The conversation will be interactive and geared toward questions that the audience has about particular topics related to Native Americans, Treuer said.

According to the Ohio University Institutional Research website, there are 34 students of Native American and Alaskan descent enrolled at OU in fall of 2014, which is .1 percent of the total number of students.

There has been a 54 percent decrease in Native American and Alaskan students within the past six years, but Chunnu-Brayda said the numbers for this demographic were never great to begin with.

He’s previously done this event on other college campuses, and the conversation changes based on what the audience is most interested in.

“There are all kinds of human beings in the world, but Indians are a group of people in this country that are often imagined, from the mascots to the Boston Tea Party back in the day, often imagined, but frequently misunderstood. ” Treuer said. “The stereotypes are crazy.”

Above all, Treuer said he hopes to provide a better understanding to students about what Native Americans have experienced in both the past and present days.

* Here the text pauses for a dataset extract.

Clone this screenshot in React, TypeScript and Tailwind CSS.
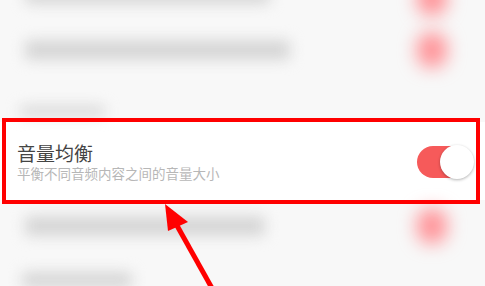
import React from "react";

const Bar = ({ w, h = "h-[14px]" }: { w: string; h?: string }) => (
  <div className={`${w} ${h} rounded-sm bg-[#d6d6d6] blur-[7px]`} />
);

const Pink = () => <div className="w-[30px] h-[36px] rounded-full bg-[#ff9297] blur-[9px]" />;

export default function App() {
  return (
    <div
      className="relative w-[485px] h-[286px] overflow-hidden bg-[#f8f8f8]"
      style={{ fontFamily: '"Noto Sans CJK SC", "Noto Sans", sans-serif' }}
    >
      <div className="flex flex-col">
        {/* top partial row */}
        <div className="h-[20px] flex items-start justify-between pl-[25px] pr-[38px]">
          <div className="-mt-[12px]">
            <Bar w="w-[245px]" h="h-[16px]" />
          </div>
          <div className="-mt-[20px]">
            <Pink />
          </div>
        </div>
        {/* row 1 */}
        <div className="h-[60px] flex items-center justify-between pl-[25px] pr-[38px]">
          <Bar w="w-[265px]" h="h-[20px]" />
          <Pink />
        </div>
        <div className="h-[42px] flex items-end pl-[20px] pb-[6px]">
          <Bar w="w-[85px]" h="h-[10px]" />
        </div>
        {/* highlighted row */}
        <div className="h-[78px] bg-white flex items-start justify-between pl-[17px] pr-[11px]">
          <div className="flex flex-col pt-[19px]">
            <div className="text-[19px] leading-[24px] text-[#444444]">音量均衡</div>
            <div className="text-[13.5px] leading-[16px] text-[#b7b7b7]">平衡不同音频内容之间的音量大小</div>
          </div>
          <div className="relative mt-[23px] w-[57px] h-[34px]">
            <div className="absolute left-0 top-[1px] w-[52px] h-[32px] rounded-full bg-[#f65a5a]" />
            <div className="absolute right-0 top-0 w-[34px] h-[34px] rounded-full bg-white shadow-[0_1px_3px_rgba(0,0,0,0.3)]" />
          </div>
        </div>
        {/* row 3 */}
        <div className="h-[52px] flex items-center justify-between pl-[25px] pr-[38px]">
          <Bar w="w-[240px]" h="h-[20px]" />
          <Pink />
        </div>
        {/* row 4 */}
        <div className="h-[56px] flex items-center pl-[22px]">
          <Bar w="w-[110px]" h="h-[16px]" />
        </div>
      </div>

      {/* annotation box */}
      <div className="absolute left-[2px] top-[118px] w-[478px] h-[86px] border-4 border-[#ff0000]" />
      {/* arrow */}
      <svg className="absolute left-0 top-0" width="485" height="286" viewBox="0 0 485 286">
        <line x1="213" y1="290" x2="175" y2="222" stroke="#ff0000" strokeWidth="5" />
        <polygon points="165,204 168,231 188,222" fill="#ff0000" />
      </svg>
    </div>
  );
}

“Every square inch of the United States of America is Indian Country one way or another,” Treuer said. “There’s been a process where it’s gone from native to non-native hands, and most people don’t know the story of the place where they live, which is kind of weird.”

Treuer hopes to encourage students to learn about the history of the Native Americans that first inhabited their hometowns.

“He’s going to talk again about cultural appropriation,” Billingslea said. “Representations in mascots, a little bit about Halloween costumes and things of that nature.”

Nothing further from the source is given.